In a space that's soon to be worth billions of dollars, it's unlikely that the first company past the post will dominate the market completely. Corporations should keep an eye on the exploding voice recognition ecosystem and the startups looking to make waves. Here are three startups that are positioned to take the market by storm.
Woobo, based in Cambridge, MA, is taking aim at a market segment not yet totally captured by Alexa: children.
Described by founder Fen Tang as a mixture of “Alexa and a traditional Teddy Bear," Woobo's potential is incredible. Woobo claims to provide interactions that "evolve and grow through shared experiences."
Many of the company's employees have an advanced degree from Harvard, MIT, or Carnegie Mellon. That's a lot of brainpower working on voice recognition and interaction for a children's toy. But advances made by their small team may have a huge impact outside of the teddy bear market.
Woobo's launch is planned for October of this year.
San Francisco-based WooHoo is a direct competitor to Amazon's Alexa devices, with extra features like facial recognition thrown in. Its interface works not only on the WooHoo device but also on phones and computers.
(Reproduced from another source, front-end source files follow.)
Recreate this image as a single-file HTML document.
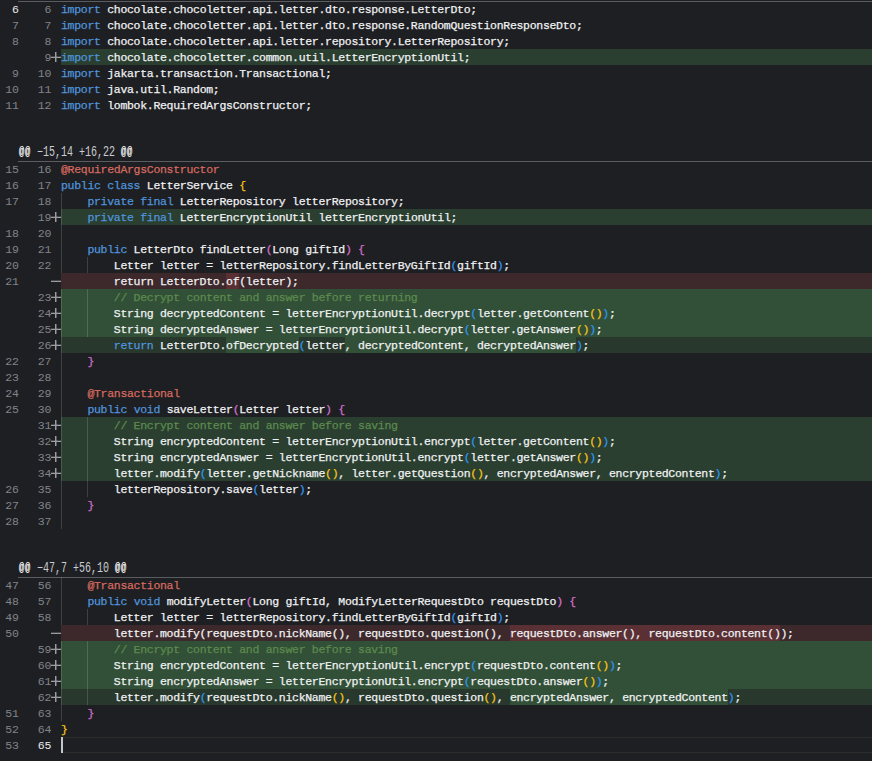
<!DOCTYPE html>
<html><head><meta charset="utf-8"><title>diff</title><style>
html,body{margin:0;padding:0;background:#1e1f22;}
body{width:872px;height:761px;position:relative;overflow:hidden;font-family:"Liberation Mono",monospace;font-size:11.5px;letter-spacing:-0.3px;color:#f0f1f3;}
.row{position:absolute;left:0;width:872px;height:16px;line-height:16px;white-space:pre;}
.row span.l,.row span.r{position:absolute;top:0.5px;height:16px;text-align:right;color:#80848a;}
.row span.l{left:0;width:18.5px;}
.row span.r{left:20px;width:31px;}
.row span.act{color:#e8eaed;}
.code{position:absolute;left:61px;top:0.5px;height:16px;-webkit-text-stroke:0.25px;}
.bgk{position:absolute;left:61px;top:0;width:811px;height:16px;}
.add .bgk{background:#2a3f30;}
.addhi .bgk{background:#325037;}
.addmod .bgk{background:#28382c;}
.del .bgk{background:#3d292b;}
.hl{position:absolute;top:0;height:16px;}
.addmod .hl{background:#325037;}
.del .hl{background:#5a3035;}
.k{color:#4f94dc;} .a{color:#d66a60;} .c{color:#5c8a4e;}
.b1{color:#f5c518;} .b2{color:#d56fd0;} .b3{color:#2d97f0;}
.pl{position:absolute;left:51px;top:3px;width:10px;height:10px;}
.pl:before{content:"";position:absolute;left:0;top:5px;width:10px;height:1px;background:#9a9da3;box-shadow:0 -1px 0 rgba(160,163,168,0.3);}
.pl:after{content:"";position:absolute;left:4px;top:0;width:1px;height:10px;background:#9a9da3;box-shadow:1px 0 0 rgba(160,163,168,0.45);}
.mi{position:absolute;left:51px;top:8px;width:10px;height:1px;background:#9a9da3;box-shadow:0 -1px 0 rgba(160,163,168,0.3);}
.sep{position:absolute;left:18px;width:854px;height:1px;background:#5b5c5f;}
.g{position:absolute;width:1px;background:rgba(255,255,255,0.15);}
.hh{position:absolute;left:19px;height:14px;line-height:14px;font-size:14px;color:#c9ccd1;transform-origin:0 0;transform:scaleX(0.7143);white-space:pre;letter-spacing:0;}
.at{font-size:12px;letter-spacing:1.2px;position:relative;top:-1.5px;color:#fff;-webkit-text-stroke:0.2px;}
.curline{position:absolute;left:61px;width:811px;height:16px;top:737px;border-top:1px solid #2d2e2c;border-bottom:1px solid #2d2e2c;box-sizing:border-box;}
.caret{position:absolute;left:61px;top:737px;width:2px;height:16px;background:#c4c6ca;}
</style></head><body>
<div class="row" style="top:1px"><span class="l act">6</span><span class="r">6</span><span class="code"><span class="k">import</span> chocolate.chocoletter.api.letter.dto.response.LetterDto;</span></div>
<div class="row" style="top:17px"><span class="l">7</span><span class="r">7</span><span class="code"><span class="k">import</span> chocolate.chocoletter.api.letter.dto.response.RandomQuestionResponseDto;</span></div>
<div class="row" style="top:33px"><span class="l">8</span><span class="r">8</span><span class="code"><span class="k">import</span> chocolate.chocoletter.api.letter.repository.LetterRepository;</span></div>
<div class="row add" style="top:49px"><i class="bgk"></i><span class="l"></span><span class="r">9</span><i class="pl"></i><span class="code"><span class="k">import</span> chocolate.chocoletter.common.util.LetterEncryptionUtil;</span></div>
<div class="row" style="top:65px"><span class="l">9</span><span class="r">10</span><span class="code"><span class="k">import</span> jakarta.transaction.Transactional;</span></div>
<div class="row" style="top:81px"><span class="l">10</span><span class="r">11</span><span class="code"><span class="k">import</span> java.util.Random;</span></div>
<div class="row" style="top:97px"><span class="l">11</span><span class="r">12</span><span class="code"><span class="k">import</span> lombok.RequiredArgsConstructor;</span></div>
<div class="sep" style="top:1px"></div>
<div class="hh" style="top:145px"><span class="at">@@</span> −15,14 +16,22 <span class="at">@@</span></div>
<div class="row" style="top:161px"><span class="l">15</span><span class="r">16</span><span class="code"><span class="a">@RequiredArgsConstructor</span></span></div>
<div class="row" style="top:177px"><span class="l">16</span><span class="r">17</span><span class="code"><span class="k">public</span> <span class="k">class</span> LetterService <span class="b1">{</span></span></div>
<div class="row" style="top:193px"><span class="l">17</span><span class="r">18</span><span class="code">    <span class="k">private</span> <span class="k">final</span> LetterRepository letterRepository;</span></div>
<div class="row add" style="top:209px"><i class="bgk"></i><span class="l"></span><span class="r">19</span><i class="pl"></i><span class="code">    <span class="k">private</span> <span class="k">final</span> LetterEncryptionUtil letterEncryptionUtil;</span></div>
<div class="row" style="top:225px"><span class="l">18</span><span class="r">20</span><span class="code"></span></div>
<div class="row" style="top:241px"><span class="l">19</span><span class="r">21</span><span class="code">    <span class="k">public</span> LetterDto findLetter<span class="b2">(</span>Long giftId<span class="b2">)</span> <span class="b2">{</span></span></div>
<div class="row" style="top:257px"><span class="l">20</span><span class="r">22</span><span class="code">        Letter letter = letterRepository.findLetterByGiftId<span class="b3">(</span>giftId<span class="b3">)</span>;</span></div>
<div class="row del" style="top:273px"><i class="bgk"></i><i class="hl" style="left:226.00px;width:13.20px"></i><span class="l">21</span><span class="r"></span><i class="mi"></i><span class="code">        return LetterDto.of(letter);</span></div>
<div class="row addhi" style="top:289px"><i class="bgk"></i><span class="l"></span><span class="r">23</span><i class="pl"></i><span class="code">        <span class="c">// Decrypt content and answer before returning</span></span></div>
<div class="row addhi" style="top:305px"><i class="bgk"></i><span class="l"></span><span class="r">24</span><i class="pl"></i><span class="code">        String decryptedContent = letterEncryptionUtil.decrypt<span class="b3">(</span>letter.getContent<span class="b1">(</span><span class="b1">)</span><span class="b3">)</span>;</span></div>
<div class="row addhi" style="top:321px"><i class="bgk"></i><span class="l"></span><span class="r">25</span><i class="pl"></i><span class="code">        String decryptedAnswer = letterEncryptionUtil.decrypt<span class="b3">(</span>letter.getAnswer<span class="b1">(</span><span class="b1">)</span><span class="b3">)</span>;</span></div>
<div class="row addmod" style="top:337px"><i class="bgk"></i><i class="hl" style="left:226.00px;width:72.60px"></i><i class="hl" style="left:344.80px;width:231.00px"></i><span class="l"></span><span class="r">26</span><i class="pl"></i><span class="code">        <span class="k">return</span> LetterDto.ofDecrypted<span class="b3">(</span>letter, decryptedContent, decryptedAnswer<span class="b3">)</span>;</span></div>
<div class="row" style="top:353px"><span class="l">22</span><span class="r">27</span><span class="code">    <span class="b2">}</span></span></div>
<div class="row" style="top:369px"><span class="l">23</span><span class="r">28</span><span class="code"></span></div>
<div class="row" style="top:385px"><span class="l">24</span><span class="r">29</span><span class="code">    <span class="a">@Transactional</span></span></div>
<div class="row" style="top:401px"><span class="l">25</span><span class="r">30</span><span class="code">    <span class="k">public</span> <span class="k">void</span> saveLetter<span class="b2">(</span>Letter letter<span class="b2">)</span> <span class="b2">{</span></span></div>
<div class="row add" style="top:417px"><i class="bgk"></i><span class="l"></span><span class="r">31</span><i class="pl"></i><span class="code">        <span class="c">// Encrypt content and answer before saving</span></span></div>
<div class="row add" style="top:433px"><i class="bgk"></i><span class="l"></span><span class="r">32</span><i class="pl"></i><span class="code">        String encryptedContent = letterEncryptionUtil.encrypt<span class="b3">(</span>letter.getContent<span class="b1">(</span><span class="b1">)</span><span class="b3">)</span>;</span></div>
<div class="row add" style="top:449px"><i class="bgk"></i><span class="l"></span><span class="r">33</span><i class="pl"></i><span class="code">        String encryptedAnswer = letterEncryptionUtil.encrypt<span class="b3">(</span>letter.getAnswer<span class="b1">(</span><span class="b1">)</span><span class="b3">)</span>;</span></div>
<div class="row add" style="top:465px"><i class="bgk"></i><span class="l"></span><span class="r">34</span><i class="pl"></i><span class="code">        letter.modify<span class="b3">(</span>letter.getNickname<span class="b1">(</span><span class="b1">)</span>, letter.getQuestion<span class="b1">(</span><span class="b1">)</span>, encryptedAnswer, encryptedContent<span class="b3">)</span>;</span></div>
<div class="row" style="top:481px"><span class="l">26</span><span class="r">35</span><span class="code">        letterRepository.save<span class="b3">(</span>letter<span class="b3">)</span>;</span></div>
<div class="row" style="top:497px"><span class="l">27</span><span class="r">36</span><span class="code">    <span class="b2">}</span></span></div>
<div class="row" style="top:513px"><span class="l">28</span><span class="r">37</span><span class="code"></span></div>
<div class="sep" style="top:161px"></div>
<div class="hh" style="top:561px"><span class="at">@@</span> −47,7 +56,10 <span class="at">@@</span></div>
<div class="curline"></div>
<div class="row" style="top:577px"><span class="l">47</span><span class="r">56</span><span class="code">    <span class="a">@Transactional</span></span></div>
<div class="row" style="top:593px"><span class="l">48</span><span class="r">57</span><span class="code">    <span class="k">public</span> <span class="k">void</span> modifyLetter<span class="b2">(</span>Long giftId, ModifyLetterRequestDto requestDto<span class="b2">)</span> <span class="b2">{</span></span></div>
<div class="row" style="top:609px"><span class="l">49</span><span class="r">58</span><span class="code">        Letter letter = letterRepository.findLetterByGiftId<span class="b3">(</span>giftId<span class="b3">)</span>;</span></div>
<div class="row del" style="top:625px"><i class="bgk"></i><i class="hl" style="left:509.80px;width:270.60px"></i><span class="l">50</span><span class="r"></span><i class="mi"></i><span class="code">        letter.modify(requestDto.nickName(), requestDto.question(), requestDto.answer(), requestDto.content());</span></div>
<div class="row addhi" style="top:641px"><i class="bgk"></i><span class="l"></span><span class="r">59</span><i class="pl"></i><span class="code">        <span class="c">// Encrypt content and answer before saving</span></span></div>
<div class="row addhi" style="top:657px"><i class="bgk"></i><span class="l"></span><span class="r">60</span><i class="pl"></i><span class="code">        String encryptedContent = letterEncryptionUtil.encrypt<span class="b3">(</span>requestDto.content<span class="b1">(</span><span class="b1">)</span><span class="b3">)</span>;</span></div>
<div class="row addhi" style="top:673px"><i class="bgk"></i><span class="l"></span><span class="r">61</span><i class="pl"></i><span class="code">        String encryptedAnswer = letterEncryptionUtil.encrypt<span class="b3">(</span>requestDto.answer<span class="b1">(</span><span class="b1">)</span><span class="b3">)</span>;</span></div>
<div class="row addmod" style="top:689px"><i class="bgk"></i><i class="hl" style="left:509.80px;width:217.80px"></i><span class="l"></span><span class="r">62</span><i class="pl"></i><span class="code">        letter.modify<span class="b3">(</span>requestDto.nickName<span class="b1">(</span><span class="b1">)</span>, requestDto.question<span class="b1">(</span><span class="b1">)</span>, encryptedAnswer, encryptedContent<span class="b3">)</span>;</span></div>
<div class="row" style="top:705px"><span class="l">51</span><span class="r">63</span><span class="code">    <span class="b2">}</span></span></div>
<div class="row" style="top:721px"><span class="l">52</span><span class="r">64</span><span class="code"><span class="b1">}</span></span></div>
<div class="row cur" style="top:737px"><i class="bgk"></i><span class="l">53</span><span class="r act">65</span><span class="code"></span></div>
<div class="sep" style="top:577px"></div>
<div class="caret"></div>
<div class="g" style="left:61px;top:193px;height:80px"></div>
<div class="g" style="left:61px;top:289px;height:240px"></div>
<div class="g" style="left:87px;top:257px;height:16px"></div>
<div class="g" style="left:87px;top:289px;height:48px"></div>
<div class="g" style="left:87px;top:417px;height:80px"></div>
<div class="g" style="left:61px;top:577px;height:48px"></div>
<div class="g" style="left:61px;top:641px;height:80px"></div>
<div class="g" style="left:87px;top:609px;height:16px"></div>
<div class="g" style="left:87px;top:641px;height:64px"></div>
</body></html>
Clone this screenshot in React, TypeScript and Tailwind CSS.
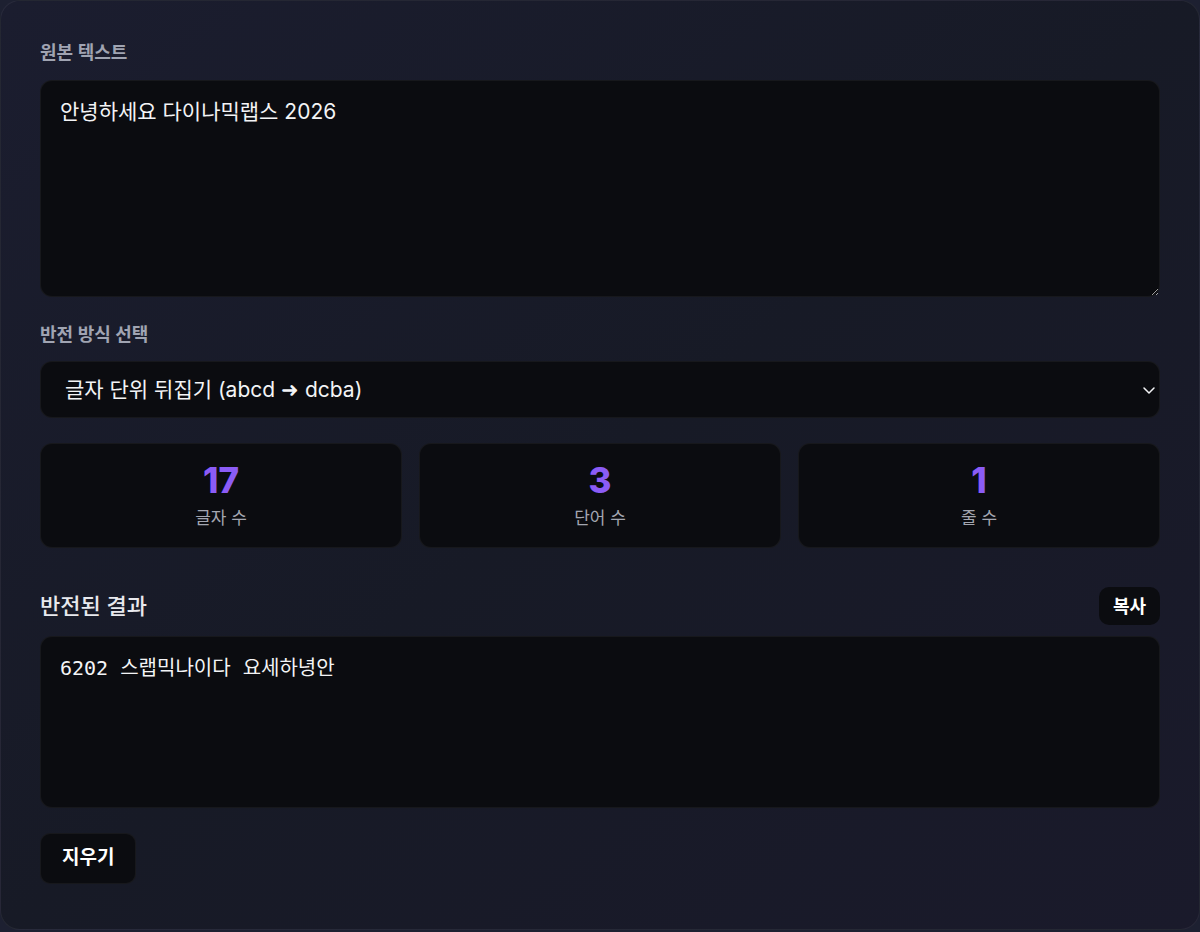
import React, { useState } from 'react';

const sans = 'font-["Inter","Noto_Sans_CJK_KR",sans-serif]';

function reverseText(text: string, mode: string) {
  if (mode === 'word') return text.split(' ').reverse().join(' ');
  if (mode === 'line') return text.split('\n').reverse().join('\n');
  return Array.from(text).reverse().join('');
}

export default function App() {
  const [text, setText] = useState('안녕하세요 다이나믹랩스 2026');
  const [mode, setMode] = useState('char');

  const result = reverseText(text, mode);
  const chars = Array.from(text).length;
  const words = text.trim() ? text.trim().split(/\s+/).length : 0;
  const lines = text ? text.split('\n').length : 0;

  const stats = [
    { value: chars, label: '글자 수' },
    { value: words, label: '단어 수' },
    { value: lines, label: '줄 수' },
  ];

  return (
    <div className={`min-h-screen bg-[#1d2031] ${sans}`}>
      <div className="h-[930px] w-full rounded-[20px] border border-white/[0.06] bg-gradient-to-br from-[#1b1d2f] via-[#171a26] to-[#1a1a2b] px-[39px] pt-[39px] flex flex-col">
        {/* Source */}
        <label className="text-[18px] leading-[26px] font-semibold text-[#a0a4b2] mb-[14px]">원본 텍스트</label>
        <textarea
          value={text}
          onChange={(e) => setText(e.target.value)}
          className="h-[217px] w-full rounded-xl border border-white/[0.05] bg-[#0b0c10] px-[19px] py-[17px] text-[21px] leading-7 text-[#f3f4f6] outline-none"
        />

        {/* Mode */}
        <label className="mt-[25px] mb-[13px] text-[18px] leading-[26px] font-semibold text-[#a0a4b2]">반전 방식 선택</label>
        <div className="relative">
          <select
            value={mode}
            onChange={(e) => setMode(e.target.value)}
            className="h-[57px] w-full appearance-none rounded-xl border border-white/[0.05] bg-[#0b0c10] pl-[24px] pr-10 text-[21px] text-[#f3f4f6] outline-none"
          >
            <option value="char">글자 단위 뒤집기 (abcd ➜ dcba)</option>
            <option value="word">단어 단위 뒤집기</option>
            <option value="line">줄 단위 뒤집기</option>
          </select>
          <svg className="pointer-events-none absolute right-[4px] top-1/2 -translate-y-1/2" width="14" height="14" viewBox="0 0 14 14" fill="none">
            <path d="M2 5l5 5 5-5" stroke="#f3f4f6" strokeWidth="1.5" strokeLinecap="round" strokeLinejoin="round" />
          </svg>
        </div>

        {/* Stats */}
        <div className="mt-[25px] grid grid-cols-3 gap-[17px]">
          {stats.map((s) => (
            <div key={s.label} className="h-[105px] rounded-xl border border-white/[0.05] bg-[#0b0c10] flex flex-col items-center justify-center">
              <div className="text-[35px] leading-[40px] font-extrabold text-[#8b5cf6]">{s.value}</div>
              <div className="mt-[6px] text-[17px] text-[#a3a6b0]">{s.label}</div>
            </div>
          ))}
        </div>

        {/* Result */}
        <div className="mt-[39px] flex items-center justify-between">
          <h2 className="text-[22px] font-medium text-[#e8e9ee]">반전된 결과</h2>
          <button className="h-[38px] rounded-[10px] bg-[#0b0c10] px-[14px] text-[18px] font-bold text-white">복사</button>
        </div>
        <div className='mt-[11px] h-[172px] rounded-xl border border-white/[0.05] bg-[#0b0c10] px-[19px] py-[19px] text-xl leading-6 whitespace-pre-wrap text-[#f3f4f6] font-["DejaVu_Sans_Mono","Noto_Sans_CJK_KR",monospace]'>
          {result}
        </div>

        <div className="mt-[25px]">
          <button className="h-[51px] rounded-[10px] border border-white/[0.05] bg-[#0b0c10] px-[21px] text-[19px] font-bold text-white">지우기</button>
        </div>
      </div>
    </div>
  );
}
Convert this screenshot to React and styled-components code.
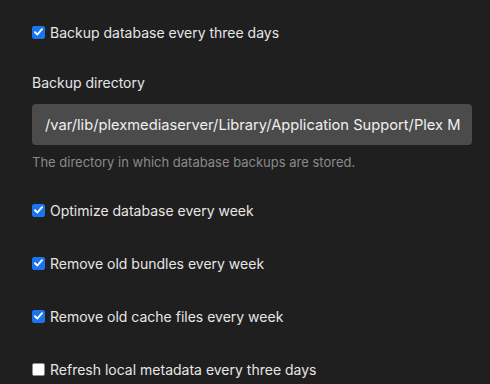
import React from 'react';
import styled, {createGlobalStyle} from 'styled-components';

const GlobalStyle = createGlobalStyle`
  html, body {
    margin: 0;
    padding: 0;
    background: #1f1f1f;
  }
  body {
    font-family: Inter, "Open Sans", "Liberation Sans", sans-serif;
    color: #e6e6e6;
  }
`;

const Page = styled.div`
  display: flex;
  flex-direction: column;
  padding: 22px 18px 0 32px;
  width: 490px;
  height: 384px;
  box-sizing: border-box;
  overflow: hidden;
`;

const CheckRow = styled.label`
  display: flex;
  align-items: center;
  gap: 5px;
  height: 20px;
  font-size: 14px;
  color: #e6e6e6;
  margin-bottom: ${(p) => p.$after ?? 33}px;
`;

const Box = styled.span`
  width: 13px;
  height: 13px;
  box-sizing: border-box;
  border-radius: 2px;
  display: flex;
  align-items: center;
  justify-content: center;
  flex-shrink: 0;
  background: ${(p) => (p.$checked ? '#1a74f0' : '#ffffff')};
  border: 1px solid ${(p) => (p.$checked ? '#1a74f0' : '#8c8c8c')};
`;

const Field = styled.div`
  display: flex;
  flex-direction: column;
  margin-bottom: 29px;
`;

const FieldLabel = styled.div`
  font-size: 14px;
  height: 20px;
  line-height: 20px;
  margin-bottom: 11px;
  color: #e6e6e6;
`;

const Input = styled.div`
  height: 41px;
  width: 440px;
  box-sizing: border-box;
  background: #4b4b4b;
  border-radius: 4px;
  padding: 0 12px 0 13px;
  display: flex;
  align-items: center;
`;

const InputText = styled.span`
  flex: 1;
  min-width: 0;
  font-size: 14.7px;
  color: #f0f0f0;
  white-space: nowrap;
  overflow: hidden;
`;

const Help = styled.div`
  margin-top: 8px;
  font-size: 13px;
  color: #8a8a8a;
  height: 18px;
  line-height: 18px;
`;

const Check = () => (
  <svg width="9" height="8" viewBox="0 0 9 8">
    <path d="M1 4.2 L3.4 6.5 L8 1.2" stroke="#fff" strokeWidth="1.9" fill="none" strokeLinecap="round" strokeLinejoin="round"/>
  </svg>
);

const Option = ({checked, children, after}) => (
  <CheckRow $after={after}>
    <Box $checked={checked}>{checked && <Check/>}</Box>
    {children}
  </CheckRow>
);

export default function App() {
  return (
    <>
      <GlobalStyle/>
      <Page>
        <Option checked after={31}>Backup database every three days</Option>
        <Field>
          <FieldLabel>Backup directory</FieldLabel>
          <Input>
            <InputText>/var/lib/plexmediaserver/Library/Application Support/Plex Media Server</InputText>
          </Input>
          <Help>The directory in which database backups are stored.</Help>
        </Field>
        <Option checked>Optimize database every week</Option>
        <Option checked>Remove old bundles every week</Option>
        <Option checked>Remove old cache files every week</Option>
        <Option after={0}>Refresh local metadata every three days</Option>
      </Page>
    </>
  );
}
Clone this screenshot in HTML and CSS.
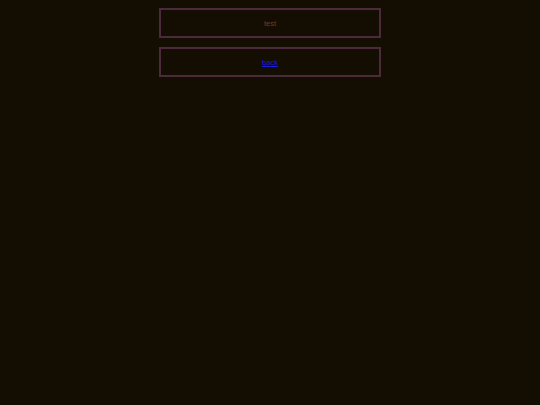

WooHoo recently ran a successful KickStarter campaign, which followed up on the $30,000 they received in a seed round last June. That may not seem like much considering that they're going up against a company that's already taking over the market. On the other hand, WooHoo was impressive enough to win a 2017 CES Innovation Award, suggesting that they'll ultimately be worth far more than their initial fundraising might suggest.
WooHoo ships in May.
A talking egg that lives in your kitchen, Hello Egg uses its "Eggspert" software (that's actually what it's called) to create custom menus based on dietary needs and restrictions, order food for delivery and discuss recipes while walking you through everything step-by-step.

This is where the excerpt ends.